MILANO – La Corte costituzionale boccia il calcolo degli indennizzi ai lavoratori licenziati ingiustamente come previsto dal Jobs act di Renzi. Ma questa decisione potrebbe far saltare anche la norma corrispondente prevista dal Decreto dignità dell’attuale governo. per la parte del Jobs act che riguarda il calcolo delle indennità che spettano ai lavoratori licenziati in maniera illegittima. Secondo la Corte, è “illegittimo” l’articolo “che determina in modo rigido l’indennità spettante al lavoratore ingiustificatamente licenziato”.

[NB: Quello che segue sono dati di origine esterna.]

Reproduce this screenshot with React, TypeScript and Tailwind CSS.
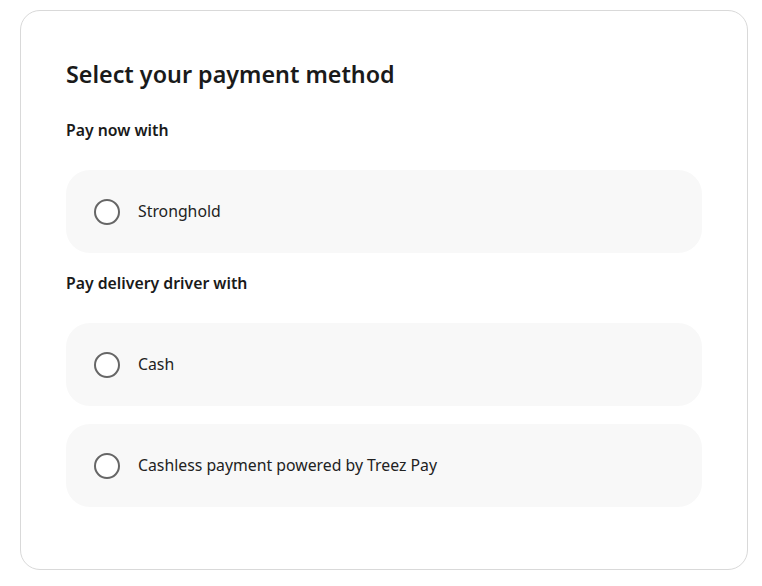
import { useState } from "react";

const GROUPS = [
  { label: "Pay now with", options: ["Stronghold"] },
  { label: "Pay delivery driver with", options: ["Cash", "Cashless payment powered by Treez Pay"] },
];

function Radio({ checked }: { checked: boolean }) {
  return (
    <span className="flex h-[26px] w-[26px] shrink-0 items-center justify-center rounded-full border-2 border-[#666666] bg-white">
      {checked && <span className="h-[12px] w-[12px] rounded-full bg-[#222222]" />}
    </span>
  );
}

export default function App() {
  const [selected, setSelected] = useState<string | null>(null);

  return (
    <div className="min-h-screen bg-white pl-[20px] pt-[10px]" style={{ fontFamily: '"Noto Sans", "Open Sans", sans-serif' }}>
      <div className="w-[728px] h-[560px] rounded-[20px] border border-[#d9d9d9] bg-white px-[45px] pt-[47px] text-[#1a1a1a]">
        <h1 className="text-[23.3px] leading-[32px] font-semibold">Select your payment method</h1>
        {GROUPS.map((g, gi) => (
          <div key={g.label} className={gi === 0 ? "mt-[28px]" : "mt-[18px]"}>
            <h2 className="text-[15.8px] leading-[24px] font-semibold">{g.label}</h2>
            <div className="mt-[28px] flex flex-col gap-[18px]">
              {g.options.map((o) => (
                <button
                  key={o}
                  onClick={() => setSelected(o)}
                  className="flex h-[83px] w-full items-center gap-[18px] rounded-[24px] bg-[#f8f8f8] pl-[28px] text-left text-[15.8px] text-[#222222]"
                >
                  <Radio checked={selected === o} />
                  <span>{o}</span>
                </button>
              ))}
            </div>
          </div>
        ))}
      </div>
    </div>
  );
}
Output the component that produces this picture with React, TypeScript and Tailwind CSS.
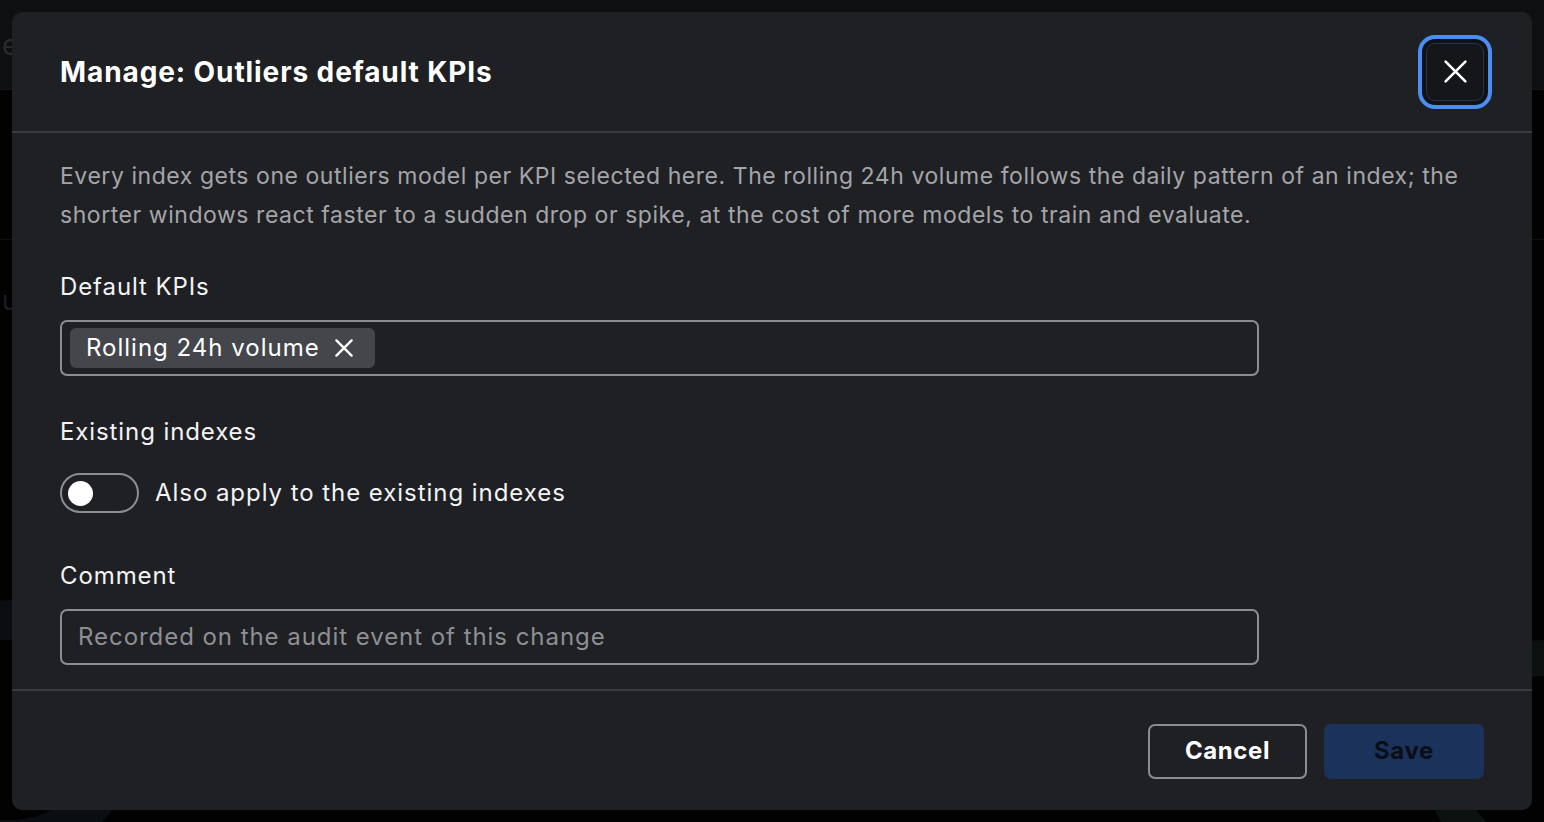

La Corte costituzionale: stop ai due mesi di stipendio per ogni anno di servizio
Il Jobs act prevedeva che in caso di licenziamento illegittimo il datore di lavoro doveva pagare “un’indennità non assoggettata a contribuzione previdenziale di importo pari a due mensilità dell’ultima retribuzione di riferimento per il calcolo del trattamento di fine rapporto per ogni anno di servizio”. Questa cifra non poteva essere comunque “inferiore a quattro e superiore a ventiquattro mensilità”. Quest’ultimo parametro è stato cambiato dal Decreto dignità: ora l’indennizzo non può essere inferiore a 6 e superiore a 36 mesi. Tuttavia, il criterio dei due mesi per anno di anzianità è rimasto. Ed è proprio questo il punto ritenuto illegittimo dalla Corte.
Di Maio: “Si sta smantellando il Jobs act”. Ma il criterio è anche nel Decreto dignità
Secondo il ministro Luigi Di Maio, la Consulta ha iniziato “a smantellare il Jobs Act”, ma il criterio resta illegittimo anche nell’atto del nuovo Governo. Per la Corte, infatti, “la previsione di un’indennità crescente in ragione della sola anzianità di servizio del lavoratore è contraria ai principi di ragionevolezza e di uguaglianza e contrasta con il diritto e la tutela del lavoro sanciti dagli articoli 4 e 35 della Costituzione”.
Tornano le norme della Fornero
Ma quindi, come sarà riempito (salvo nuove leggi) il vuoto determinato dalla decisione dei giudici? Probabile che si tornerà ai parametri delle norme Fornero, che affidavano ai giudici la valutazione caso per caso. Non conterà solo la durata del rapporto lavorativo, ma anche la grandezza della società e i comportamenti di lavoratore e datore.